- **GOAL OF THE EXERCISE**
Return the material exactly as supplied, apart from the pictures, which are omitted.

- **SUPPLIED DATA**
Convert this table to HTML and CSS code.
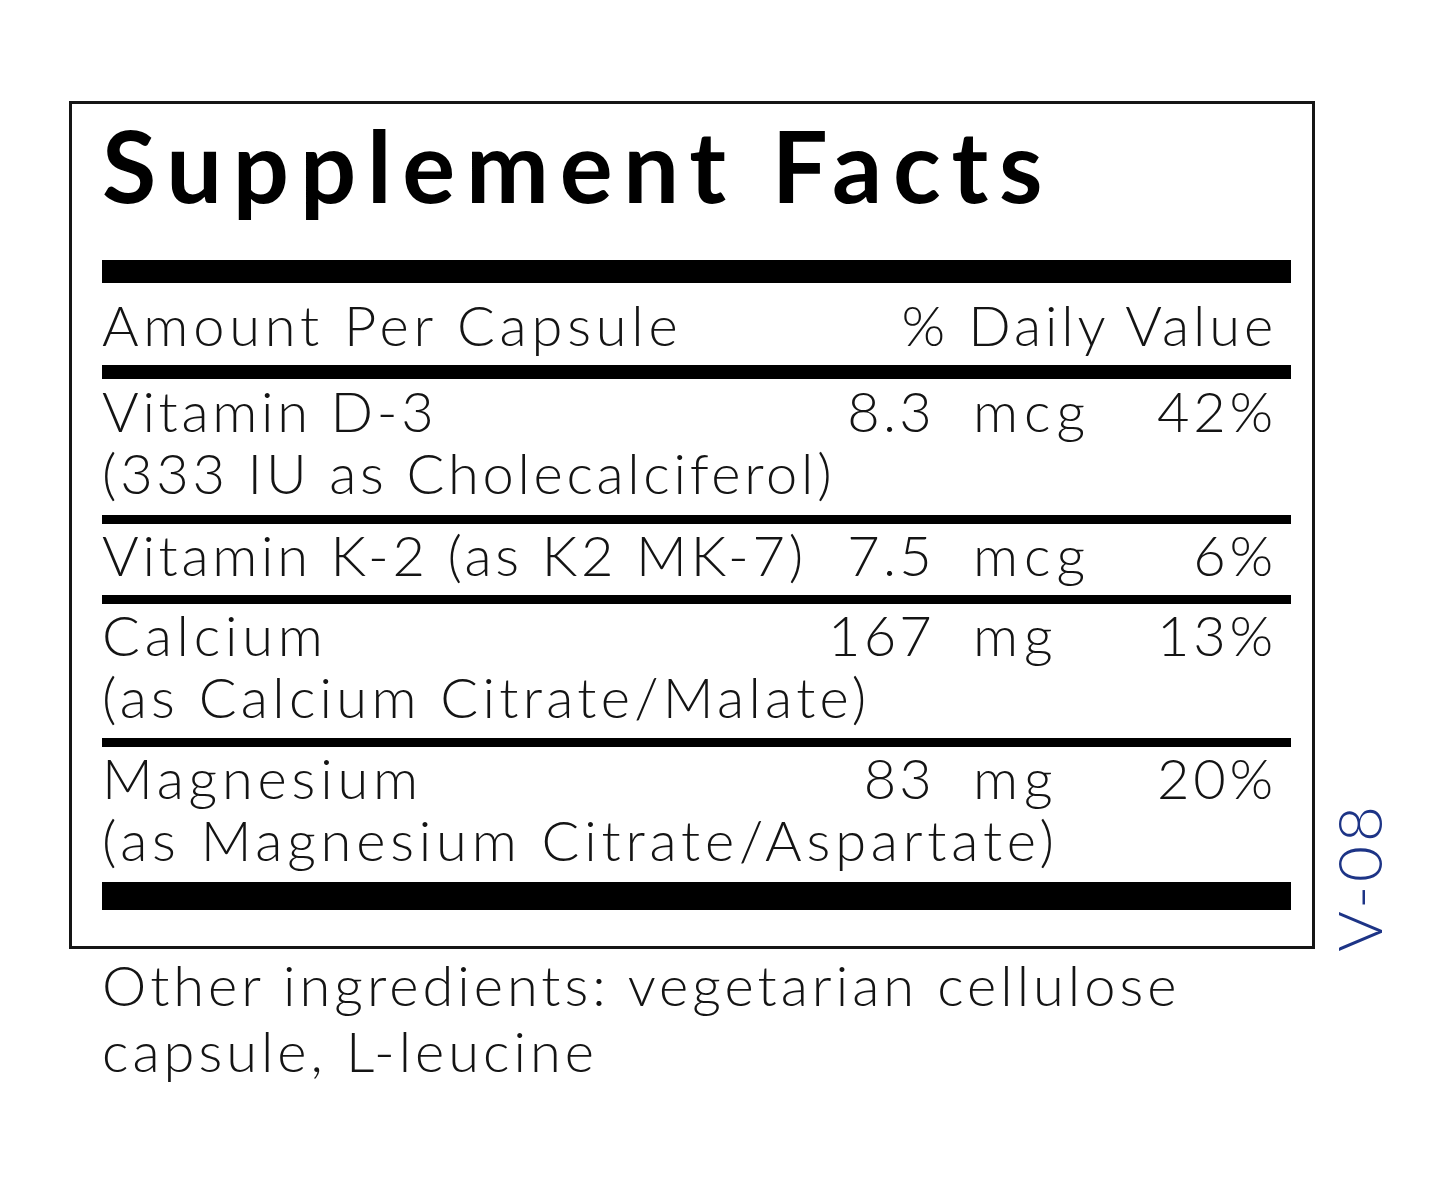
FILE: index.html
```html
<!DOCTYPE html>
<html lang="en">
<head>
<meta charset="utf-8">
<title>Supplement Facts</title>
<link rel="stylesheet" href="styles.css">
</head>
<body>
<main class="page">
  <div class="label-wrap">
    <section class="label">
      <h1 class="title">Supplement Facts</h1>
      <div class="bar bar-top"></div>
      <div class="head-row">
        <span>Amount Per Capsule</span>
        <span class="head-dv">% Daily Value</span>
      </div>
      <div class="bar bar-mid"></div>
      <div class="row row-d3">
        <span class="name tight">Vitamin D-3</span>
        <span class="amt">8.3</span>
        <span class="unit">mcg</span>
        <span class="pct">42%</span>
        <span class="sub tight">(333 IU as Cholecalciferol)</span>
      </div>
      <div class="bar bar-thin"></div>
      <div class="row row-k2">
        <span class="name tight">Vitamin K-2 (as K2 MK-7)</span>
        <span class="amt">7.5</span>
        <span class="unit">mcg</span>
        <span class="pct">6%</span>
      </div>
      <div class="bar bar-thin"></div>
      <div class="row row-ca">
        <span class="name">Calcium</span>
        <span class="amt">167</span>
        <span class="unit">mg</span>
        <span class="pct">13%</span>
        <span class="sub semi">(as Calcium Citrate/Malate)</span>
      </div>
      <div class="bar bar-thin"></div>
      <div class="row row-mg">
        <span class="name">Magnesium</span>
        <span class="amt">83</span>
        <span class="unit">mg</span>
        <span class="pct">20%</span>
        <span class="sub">(as Magnesium Citrate/Aspartate)</span>
      </div>
      <div class="bar bar-bottom"></div>
    </section>
    <div class="version">V-08</div>
  </div>
  <p class="other">Other ingredients: vegetarian cellulose capsule, L-leucine</p>
</main>
</body>
</html>
```
FILE: styles.css
```css
html, body {
  margin: 0;
  padding: 0;
  background: #ffffff;
}

body {
  font-family: "Lato", "Liberation Sans", sans-serif;
  color: #141414;
}

.page {
  padding: 101px 0 0 69px;
}

.label-wrap {
  display: flex;
  align-items: flex-end;
}

.label {
  border: 3px solid #151515;
  padding: 0 21px 36px 30px;
  box-sizing: content-box;
  width: 1189px;
}

.title {
  margin: 0 0 46px;
  padding-top: 11px;
  font-size: 99px;
  line-height: 99px;
  font-weight: 700;
  letter-spacing: 10.8px;
  color: #000;
}

.bar {
  background: #000;
}

.bar-top { height: 23px; }
.bar-mid { height: 14px; }
.bar-thin { height: 9px; }
.bar-bottom { height: 28px; }

.head-row {
  display: flex;
  justify-content: space-between;
  font-size: 56px;
  font-weight: 300;
  line-height: 63px;
  padding: 10px 14px 9px 0;
  letter-spacing: 4.8px;
}

.head-dv {
  letter-spacing: 3.9px;
}

.row {
  display: grid;
  grid-template-columns: 1fr auto 154px 150px;
  font-size: 56px;
  font-weight: 300;
  line-height: 62px;
  padding-right: 14px;
  letter-spacing: 4.8px;
}

.row-d3 { padding-top: 1px; padding-bottom: 11px; }
.row-k2 { padding-top: 0; padding-bottom: 9px; }
.row-ca { padding-top: 0; padding-bottom: 10px; }
.row-mg { padding-top: 0; padding-bottom: 11px; }

.name {
  white-space: nowrap;
}

.tight {
  letter-spacing: 3.7px;
}

.semi {
  letter-spacing: 4.3px;
}

.amt {
  text-align: right;
  padding-right: 38px;
  letter-spacing: 3.2px;
}

.unit {
  text-align: left;
  letter-spacing: 6px;
}

.pct {
  text-align: right;
  letter-spacing: 3.8px;
}

.sub {
  grid-column: 1 / -1;
  white-space: nowrap;
}

.version {
  margin-left: 19px;
  margin-bottom: -3px;
  writing-mode: vertical-rl;
  transform: rotate(180deg);
  font-size: 62px;
  line-height: 48px;
  font-weight: 300;
  color: #1d3486;
  letter-spacing: 4px;
}

.other {
  margin: 3px 0 0 33px;
  width: 1180px;
  font-size: 56px;
  font-weight: 300;
  line-height: 66px;
  letter-spacing: 4px;
}
```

- **OUTPUT FOR THIS TASK**
Convert this table to HTML and CSS code.
FILE: index.html
```html
<!DOCTYPE html>
<html lang="en">
<head>
<meta charset="utf-8">
<title>Supplement Facts</title>
<link rel="stylesheet" href="styles.css">
</head>
<body>
<main class="page">
  <div class="label-wrap">
    <section class="label">
      <h1 class="title">Supplement Facts</h1>
      <div class="bar bar-top"></div>
      <div class="head-row">
        <span>Amount Per Capsule</span>
        <span class="head-dv">% Daily Value</span>
      </div>
      <div class="bar bar-mid"></div>
      <div class="row row-d3">
        <span class="name tight">Vitamin D-3</span>
        <span class="amt">8.3</span>
        <span class="unit">mcg</span>
        <span class="pct">42%</span>
        <span class="sub tight">(333 IU as Cholecalciferol)</span>
      </div>
      <div class="bar bar-thin"></div>
      <div class="row row-k2">
        <span class="name tight">Vitamin K-2 (as K2 MK-7)</span>
        <span class="amt">7.5</span>
        <span class="unit">mcg</span>
        <span class="pct">6%</span>
      </div>
      <div class="bar bar-thin"></div>
      <div class="row row-ca">
        <span class="name">Calcium</span>
        <span class="amt">167</span>
        <span class="unit">mg</span>
        <span class="pct">13%</span>
        <span class="sub semi">(as Calcium Citrate/Malate)</span>
      </div>
      <div class="bar bar-thin"></div>
      <div class="row row-mg">
        <span class="name">Magnesium</span>
        <span class="amt">83</span>
        <span class="unit">mg</span>
        <span class="pct">20%</span>
        <span class="sub">(as Magnesium Citrate/Aspartate)</span>
      </div>
      <div class="bar bar-bottom"></div>
    </section>
    <div class="version">V-08</div>
  </div>
  <p class="other">Other ingredients: vegetarian cellulose capsule, L-leucine</p>
</main>
</body>
</html>
```
FILE: styles.css
```css
html, body {
  margin: 0;
  padding: 0;
  background: #ffffff;
}

body {
  font-family: "Lato", "Liberation Sans", sans-serif;
  color: #141414;
}

.page {
  padding: 101px 0 0 69px;
}

.label-wrap {
  display: flex;
  align-items: flex-end;
}

.label {
  border: 3px solid #151515;
  padding: 0 21px 36px 30px;
  box-sizing: content-box;
  width: 1189px;
}

.title {
  margin: 0 0 46px;
  padding-top: 11px;
  font-size: 99px;
  line-height: 99px;
  font-weight: 700;
  letter-spacing: 10.8px;
  color: #000;
}

.bar {
  background: #000;
}

.bar-top { height: 23px; }
.bar-mid { height: 14px; }
.bar-thin { height: 9px; }
.bar-bottom { height: 28px; }

.head-row {
  display: flex;
  justify-content: space-between;
  font-size: 56px;
  font-weight: 300;
  line-height: 63px;
  padding: 10px 14px 9px 0;
  letter-spacing: 4.8px;
}

.head-dv {
  letter-spacing: 3.9px;
}

.row {
  display: grid;
  grid-template-columns: 1fr auto 154px 150px;
  font-size: 56px;
  font-weight: 300;
  line-height: 62px;
  padding-right: 14px;
  letter-spacing: 4.8px;
}

.row-d3 { padding-top: 1px; padding-bottom: 11px; }
.row-k2 { padding-top: 0; padding-bottom: 9px; }
.row-ca { padding-top: 0; padding-bottom: 10px; }
.row-mg { padding-top: 0; padding-bottom: 11px; }

.name {
  white-space: nowrap;
}

.tight {
  letter-spacing: 3.7px;
}

.semi {
  letter-spacing: 4.3px;
}

.amt {
  text-align: right;
  padding-right: 38px;
  letter-spacing: 3.2px;
}

.unit {
  text-align: left;
  letter-spacing: 6px;
}

.pct {
  text-align: right;
  letter-spacing: 3.8px;
}

.sub {
  grid-column: 1 / -1;
  white-space: nowrap;
}

.version {
  margin-left: 19px;
  margin-bottom: -3px;
  writing-mode: vertical-rl;
  transform: rotate(180deg);
  font-size: 62px;
  line-height: 48px;
  font-weight: 300;
  color: #1d3486;
  letter-spacing: 4px;
}

.other {
  margin: 3px 0 0 33px;
  width: 1180px;
  font-size: 56px;
  font-weight: 300;
  line-height: 66px;
  letter-spacing: 4px;
}
```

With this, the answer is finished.